Port State Control works this way. If you are an oil tanker
coming into the U.S. waters, you have to have on file with the
Coast Guard a certificate of financial responsibility,
insurance, that you have come in. In order to get the
insurance, you have to have a Classification Society go on
board and confirm that you live up to the international safety
standards. Then the Coast Guard spot checks when the ship comes
in to say, are you living up to--have you, based on its
expertise--was that inspection done with due diligence? If it
was not, the ship is held up. But every other ship that used
that classifier is also held up. That creates the incentive for
everybody to go to the top-shelf certifier.
So there are ways in which the market can be used for
expertise and to validate. Now, clearly when it is a security
validation or a safety one, you need some liability protection,
and that is why there will have to be a robust oversight
process for this, as well.
But the only way to close the gap, I would argue, would be
to take this third-party model.

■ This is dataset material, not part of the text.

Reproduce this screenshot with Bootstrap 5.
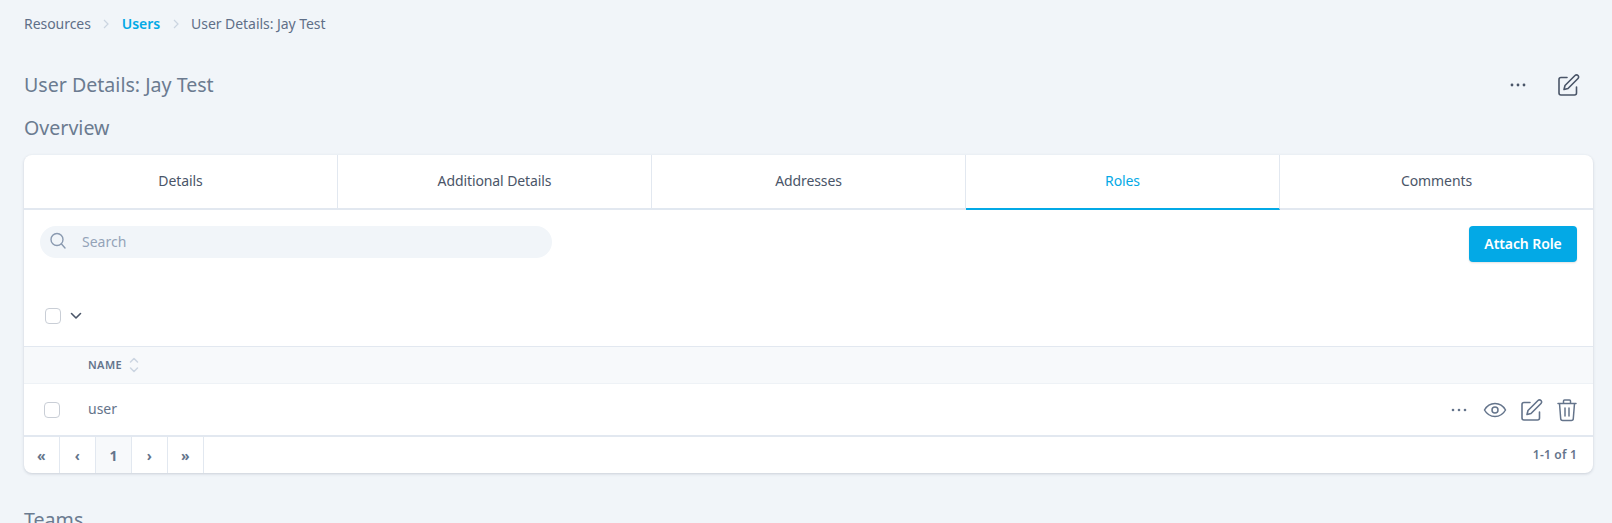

Otherwise, it will be years and
years and as far as we can go.
Senator Coleman. And Mr. Stana, on behalf of the requestors
of your work, Chairman Collins, Senator Lieberman, myself, and
Senator Levin, I would ask you, and we will put this in
writing, but continue to follow up on this. I think this is
very important work, and I think we have made a lot of
progress.
And again, from the beginning, I have mentioned that we
need to applaud the efforts that have been taken. These are
steps in the right direction. My concern, though, is that there
are still significant vulnerabilities, and even in regard to
issues like validation and certification, I am not sure that we
are speaking the same language here. I think we have to be
speaking the same language so that we can have some consistent
levels of confidence that we are catching the problem before it
ultimately is a huge disaster.
I also noticed that Gene Aloise, the Director at GAO, who
led the team that produced the Megaports report is here and I
want to thank Gene for his efforts, and again, your entire
team.
I am going to keep the record open for 2 weeks. There is
additional information that we want. I want to thank everybody
for their testimony. This has been a very productive and very
informative hearing.
With that, this hearing is adjourned.